Характер казахских протестов и политические изменения, к которым они привели, свидетельствуют о том, что Россия не могла быть пассивным наблюдателем в этой ситуации.
Мы не знаем, кто организовывал, готовил и вооружал радикалов, без понятных артикулированных целей захватывали государственные учреждения и силовые структуры в Алматы. Но мы понимаем, что причинно-следственной связи между этими погромами и ростом цен на автомобильный газ в Мангистауской области нет.
Мы не знаем, какова была позиция силовых ведомств и настроения в казахских властях на момент начала беспорядков, но мы можем сделать выводы из отставки премьер-министра Мамина и ареста главы комитета нацбезопасности Массимова о том, что часть истеблишмента была заинтересована в кризисе, сознательно провоцировала ее или прямо организовывала.

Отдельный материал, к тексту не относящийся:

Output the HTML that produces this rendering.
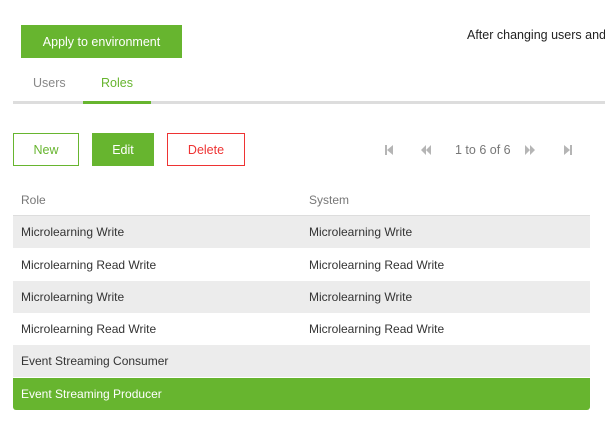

Мы не знаем, когда и при каких обстоятельствах будут выведены из бывшей советской республики три тысячи российских десантников, но мы помним, что возглавляющий миссию ОДКБ в Казахстане генерал Сердюков руководил захватом украинского Крыма, а российское телевидение представило отправку войск в соседнюю страну в тональности американской "Бури в пустыне". Возможно, в пропагандистском плане россияне довольствуются тем, что "дали по зубам" очередной "цветной революции" (как в Сирии, например). Но в любом случае, Токаев, лишившийся унизительной опеки клана Назарбаева, теперь попал в еще большую зависимость от Москвы, которой его предшественнику удавалось избегать.
Многие понимали, что после покорения Беларуси Казахстан станет следующей целью российской гибридной агрессии. Но нынешний этап только начальный в этой операции. Впереди использование экономических инструментов, активное проникновение агентов и диверсионных групп, рост межэтнического, языкового и межрегионального напряжения, раскол элит, сепаратизм пророссийских регионов. И все это на фоне понижения легитимности центральной власти.
В конце концов, мы сами через это проходили.